Ехать надо было не в Подмосковье, как сначала казалось, а куда-то в Свердловскую область, в Невьянск, и даже не в сам городок, а в бывшее старообрядческое село Быньги. Полная сомнений, с истрепанными нервами, скепсисом и каким-то первобытным страхом — со всем этим багажом женщина села в поезд вместе с дочкой. Пожилая соседка по купе, доцент исторического факультета, вышедшая на пенсию, отвлекала от тяжких раздумий рассказами о своих родных местах.
— Вы едете в чудесный край, полный загадок. «Угрюм-реку» в селе снимали, между прочим.

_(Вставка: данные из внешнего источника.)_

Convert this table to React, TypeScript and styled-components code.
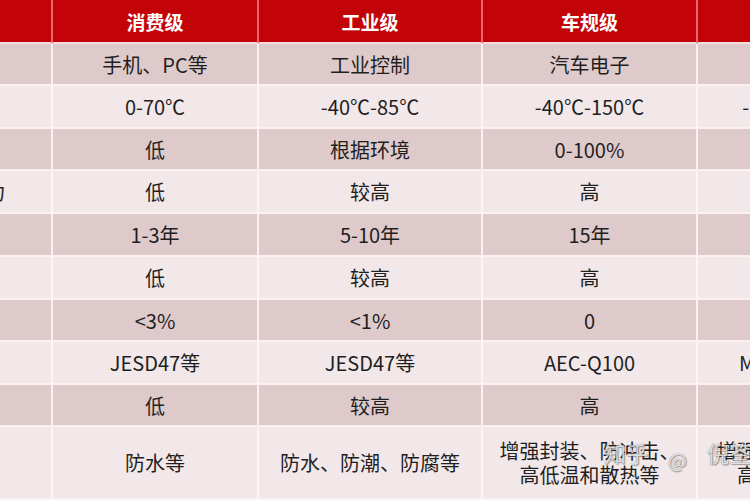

Да, и столбы электрические выкапывали, чтобы те в кадр не попали, представьте себе! Откуда, думаете, пошло название — Быньги?..
— Откуда же?.. — рассеянно переспросила мама Аллочки, доставая из сумки лекарство от укачивания — слабенькой и бледной девочке сразу стало плохо, не успел поезд отойти от перрона.
— Манси, моя хорошая. Вогулы… Название берет начало от Елбынгь-я — Святая река, их река, почитаемое место — священное задолго до того, как белый человек пришел на эти земли. — С гордостью сказала дама-доцент, помогая обкладывать Аллочку подушками на нижней полке и проверяя ладонью, нет ли от окна сквозняка. — Местные находки имеют мировую ценность. Один Шигирский идол чего стоит! Правда, найден он не в Быньгах, а в бывшей деревне Калата, что ныне зовется городом Кировградом.
Прим. авт.: Шигирский идол — самая древняя деревянная скульптура на Земле, вырезанная из древесины лиственницы в эпоху мезолита. Ей около двенадцати тысяч лет. Крайне необычен сам характер скульптуры, выполненной в «рентгеновском» стиле — на ней обозначены отдельные элементы скелета. Геометрический орнамент, личины, сложнейшая иерархия образов и столь же сложная система мифологических представлений в резьбе.
Новиковой-старшей сейчас совсем не интересна история. Она вполуха слушает то, что рассказывает попутчица о нетронутом в свое время большевиками храме Николая Чудотворца.
— Нас приучили к мысли, что Бога нет, милочка. — С сочувствием вздыхает попутчица, узнав о диагнозе девочки. — Но иногда… простите меня, но мне кажется, что есть последняя надежда. Это только Он. Переступите через неверие, пойдите в храм.